好物日記

本を読んだり美術館に行ったりする人の日記

高野史緒『ミステリとしての『カラマーゾフの兄弟』――スメルジャコフは犯人か?』を読みました

パンフレットのような雑誌の付録のような薄い小冊子です。発行は東洋書店、企画・編集は「ユーラシア研究所・ブックレット編集委員会」。
巻末のブックレットについての説明によれば、ユーラシア研究所は元はソ連研究を目的としたソビエト研究所という民間研究所で、ソ連崩壊後にユーラシア研究所と改名し、ユーラシア諸国について研究しているとのこと。面白そうなレーベルだなーと思ってググったら、発行元の東洋書店はすでに倒産しており、ブックレットの発行は200号で終了していた…。東洋書店はもともとロシア関連の本に強かったようなのですが、ニッチ過ぎたのでしょうか…。東洋書店は現在、東洋書店新社として復活しており、ブックレットのほうも今はユーラシア文庫として別の出版社から本を出しているようですが、うーん、やっぱり好きな本は買い支えないとダメなんだなぁ。

さて、本書は『カラマーゾフの妹』で乱歩賞を受賞したミステリ作家・高野史緒による「犯人はアリョーシャ」説の考察本です。率直に言って私は『カラマーゾフの兄弟』という作品の構成上、「犯人はアリョーシャ」はあり得ないと思っています。でも徹頭徹尾ミステリ作家として読み込んでいく過程と理詰めの考証はゲーム的な面白さがありました。情緒もへったくれもないのが潔い。

高野史緒の本は読んだことがないのですが、「そこに謎があるならば解かねばならぬ」みたいな姿勢がいかにもミステリ好きの人間っぽくてニヤニヤしてしまう。この小冊子を読んでいると、確かに高野史緒の指摘する矛盾点というのは頷けるし、ミステリ作家としては見逃せない「過失」なのだろうと思います。ドストエフスキー、結構いい加減だもんな。どこが「過失」なのかはネタバレっぽいのでここには書きませんが、うん、仰る通りだ。

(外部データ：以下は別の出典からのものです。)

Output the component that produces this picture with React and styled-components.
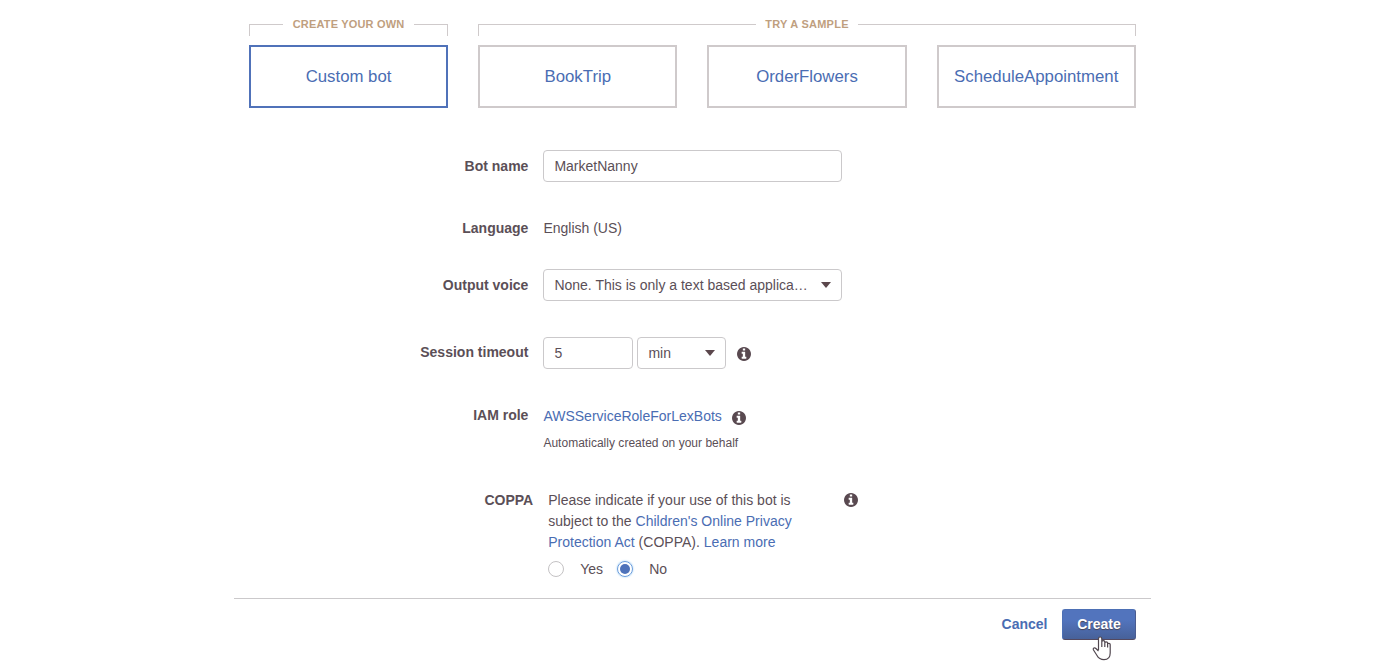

しかしまぁ私は『カラマーゾフの兄弟』はミステリ要素はあるけどミステリではないと思うので、これを読んで「確かにスメルジャコフは無実だ!」と叫んだりはしませんが、こういう読み方も楽しみのひとつだなぁと思います。ミステリ部分だけ抜粋した『カラマーゾフ』本は正直いただけませんが(それはもはや別の作品だ、と全力で突っ込みたい)、高野史緒の丹念な読み方は好きです。良い意味で、プロとしての執念を感じる。

高野史緒の本も読んでみたいと思います。